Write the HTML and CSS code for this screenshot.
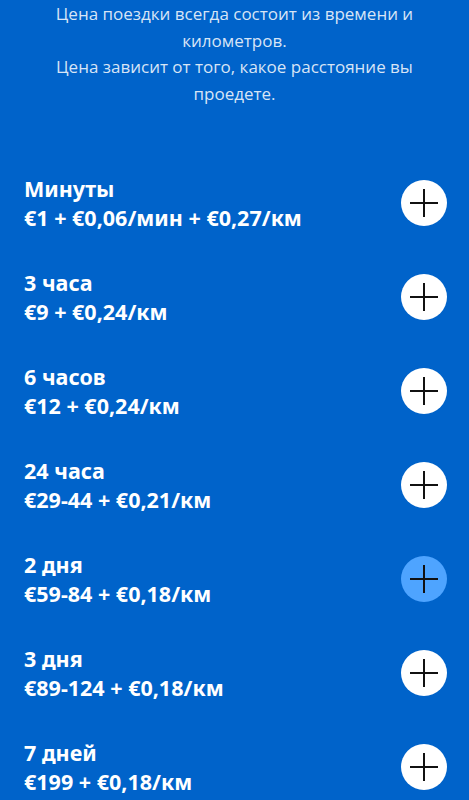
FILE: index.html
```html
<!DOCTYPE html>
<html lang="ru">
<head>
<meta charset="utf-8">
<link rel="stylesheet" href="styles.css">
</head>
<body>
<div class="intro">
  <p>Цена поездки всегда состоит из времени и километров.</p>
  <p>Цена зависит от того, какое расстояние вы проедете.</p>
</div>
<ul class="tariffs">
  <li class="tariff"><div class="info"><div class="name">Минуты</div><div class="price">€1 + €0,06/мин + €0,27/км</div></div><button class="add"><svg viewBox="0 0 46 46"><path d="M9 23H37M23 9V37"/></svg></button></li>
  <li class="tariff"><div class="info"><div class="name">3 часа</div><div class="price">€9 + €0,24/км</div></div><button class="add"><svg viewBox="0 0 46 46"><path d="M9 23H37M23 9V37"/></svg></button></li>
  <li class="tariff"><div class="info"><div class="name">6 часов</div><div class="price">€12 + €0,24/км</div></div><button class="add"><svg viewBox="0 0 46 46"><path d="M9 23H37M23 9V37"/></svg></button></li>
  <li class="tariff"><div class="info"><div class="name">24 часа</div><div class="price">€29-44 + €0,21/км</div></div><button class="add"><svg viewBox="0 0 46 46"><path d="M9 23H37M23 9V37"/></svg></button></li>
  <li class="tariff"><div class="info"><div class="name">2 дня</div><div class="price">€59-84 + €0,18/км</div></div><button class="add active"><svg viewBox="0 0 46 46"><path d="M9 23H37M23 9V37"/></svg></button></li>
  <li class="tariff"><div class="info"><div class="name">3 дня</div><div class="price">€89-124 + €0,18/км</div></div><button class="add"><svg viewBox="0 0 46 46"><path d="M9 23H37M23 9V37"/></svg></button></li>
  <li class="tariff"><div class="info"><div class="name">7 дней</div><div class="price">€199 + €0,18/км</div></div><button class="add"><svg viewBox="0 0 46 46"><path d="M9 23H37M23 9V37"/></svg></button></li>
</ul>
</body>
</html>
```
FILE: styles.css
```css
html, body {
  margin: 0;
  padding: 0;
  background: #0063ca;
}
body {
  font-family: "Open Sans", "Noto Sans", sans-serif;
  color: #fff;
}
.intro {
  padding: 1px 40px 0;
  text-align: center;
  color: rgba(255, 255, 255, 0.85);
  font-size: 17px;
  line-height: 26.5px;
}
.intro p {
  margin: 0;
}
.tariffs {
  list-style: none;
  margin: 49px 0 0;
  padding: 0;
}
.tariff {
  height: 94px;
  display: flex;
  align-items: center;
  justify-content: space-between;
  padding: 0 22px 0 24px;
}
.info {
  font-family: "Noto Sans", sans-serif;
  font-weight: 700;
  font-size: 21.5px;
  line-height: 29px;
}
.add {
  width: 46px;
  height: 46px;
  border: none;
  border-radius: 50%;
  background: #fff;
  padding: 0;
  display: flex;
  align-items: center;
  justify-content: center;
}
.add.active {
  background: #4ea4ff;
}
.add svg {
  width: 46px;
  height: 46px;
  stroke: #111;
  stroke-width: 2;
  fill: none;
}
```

—————

• WHAT IS NEEDED
Except for the pictures, copy the material above exactly.

• FINAL RESULT
Write the HTML and CSS code for this screenshot.
FILE: index.html
```html
<!DOCTYPE html>
<html lang="ru">
<head>
<meta charset="utf-8">
<link rel="stylesheet" href="styles.css">
</head>
<body>
<div class="intro">
  <p>Цена поездки всегда состоит из времени и километров.</p>
  <p>Цена зависит от того, какое расстояние вы проедете.</p>
</div>
<ul class="tariffs">
  <li class="tariff"><div class="info"><div class="name">Минуты</div><div class="price">€1 + €0,06/мин + €0,27/км</div></div><button class="add"><svg viewBox="0 0 46 46"><path d="M9 23H37M23 9V37"/></svg></button></li>
  <li class="tariff"><div class="info"><div class="name">3 часа</div><div class="price">€9 + €0,24/км</div></div><button class="add"><svg viewBox="0 0 46 46"><path d="M9 23H37M23 9V37"/></svg></button></li>
  <li class="tariff"><div class="info"><div class="name">6 часов</div><div class="price">€12 + €0,24/км</div></div><button class="add"><svg viewBox="0 0 46 46"><path d="M9 23H37M23 9V37"/></svg></button></li>
  <li class="tariff"><div class="info"><div class="name">24 часа</div><div class="price">€29-44 + €0,21/км</div></div><button class="add"><svg viewBox="0 0 46 46"><path d="M9 23H37M23 9V37"/></svg></button></li>
  <li class="tariff"><div class="info"><div class="name">2 дня</div><div class="price">€59-84 + €0,18/км</div></div><button class="add active"><svg viewBox="0 0 46 46"><path d="M9 23H37M23 9V37"/></svg></button></li>
  <li class="tariff"><div class="info"><div class="name">3 дня</div><div class="price">€89-124 + €0,18/км</div></div><button class="add"><svg viewBox="0 0 46 46"><path d="M9 23H37M23 9V37"/></svg></button></li>
  <li class="tariff"><div class="info"><div class="name">7 дней</div><div class="price">€199 + €0,18/км</div></div><button class="add"><svg viewBox="0 0 46 46"><path d="M9 23H37M23 9V37"/></svg></button></li>
</ul>
</body>
</html>
```
FILE: styles.css
```css
html, body {
  margin: 0;
  padding: 0;
  background: #0063ca;
}
body {
  font-family: "Open Sans", "Noto Sans", sans-serif;
  color: #fff;
}
.intro {
  padding: 1px 40px 0;
  text-align: center;
  color: rgba(255, 255, 255, 0.85);
  font-size: 17px;
  line-height: 26.5px;
}
.intro p {
  margin: 0;
}
.tariffs {
  list-style: none;
  margin: 49px 0 0;
  padding: 0;
}
.tariff {
  height: 94px;
  display: flex;
  align-items: center;
  justify-content: space-between;
  padding: 0 22px 0 24px;
}
.info {
  font-family: "Noto Sans", sans-serif;
  font-weight: 700;
  font-size: 21.5px;
  line-height: 29px;
}
.add {
  width: 46px;
  height: 46px;
  border: none;
  border-radius: 50%;
  background: #fff;
  padding: 0;
  display: flex;
  align-items: center;
  justify-content: center;
}
.add.active {
  background: #4ea4ff;
}
.add svg {
  width: 46px;
  height: 46px;
  stroke: #111;
  stroke-width: 2;
  fill: none;
}
```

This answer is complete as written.